Я уже говорил, что греческое понимание бытия насыщено, довольно драматически, одной сквозной мыслью (можно это рассказывать независимо от Парменида, взяв, скажем, античную греческую трагедию и другие явления): ощущением посюсторонности всего, здесь-присутствия-всего в смысле, отличном от нашей временной морали. Греки говорили: завтра знать – не имеет значения, как и завтра быть добродетельным. Ибо все – здесь и сейчас. И с другой стороны – на вчерашней добродетели нельзя улечься спать, ничего не существует как завоеванное навсегда. В этом смысле – все живо и все сейчас. Значит, что мы имеем?

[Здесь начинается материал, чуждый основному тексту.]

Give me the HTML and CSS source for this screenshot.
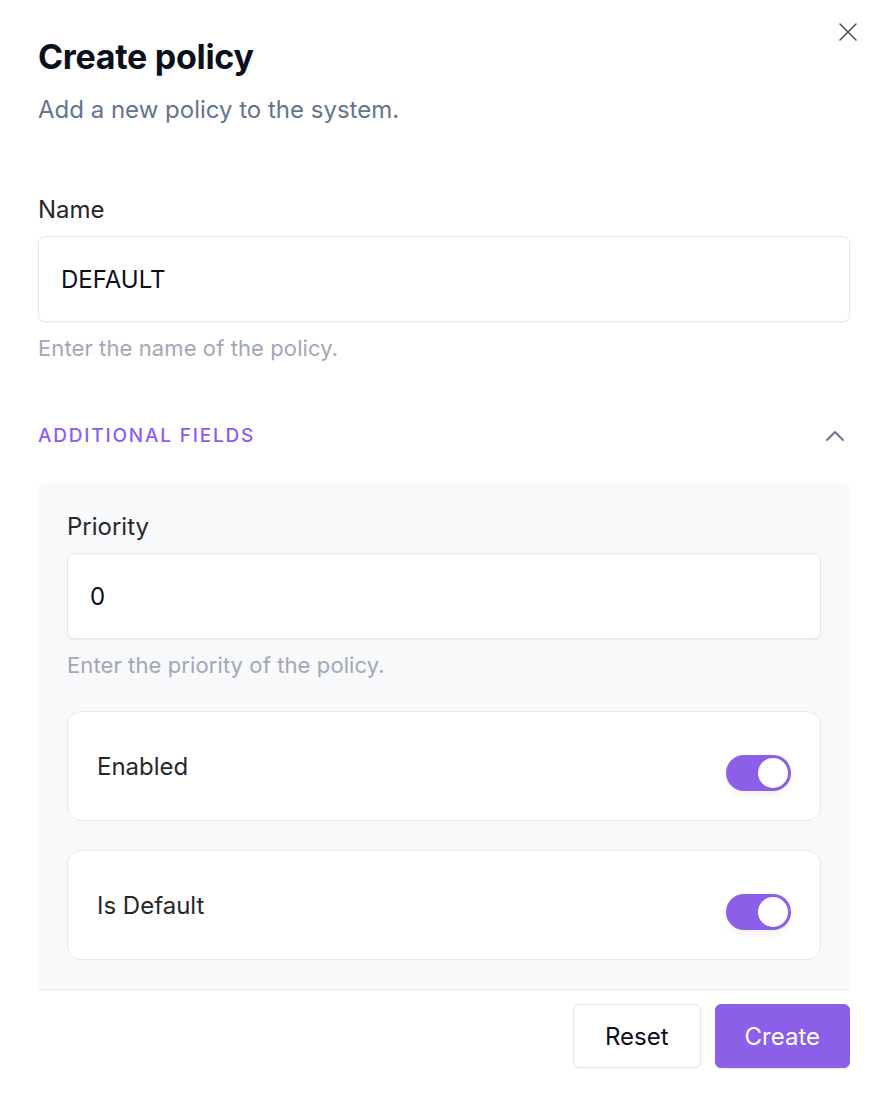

Первое – из этого момента, из hiс et nunc – мы имеем завязку, накладываемую на будущее. То есть, если есть бытие, то оно – все целиком. Оно неделимо на части: прошлое, настоящее, будущее. Так же, как мы знаем, что понимания не может быть половины, добродетели не может быть половины; хотя может быть половина содержания, часть содержания, треть… но половины понимания не может быть. Или понял, или не понял. Здесь на будущее наложена завязка мы-то идем во времени вперед, а завязка на будущее наложена такая, что она вся целиком опрокинута назад – к нам – в настоящее.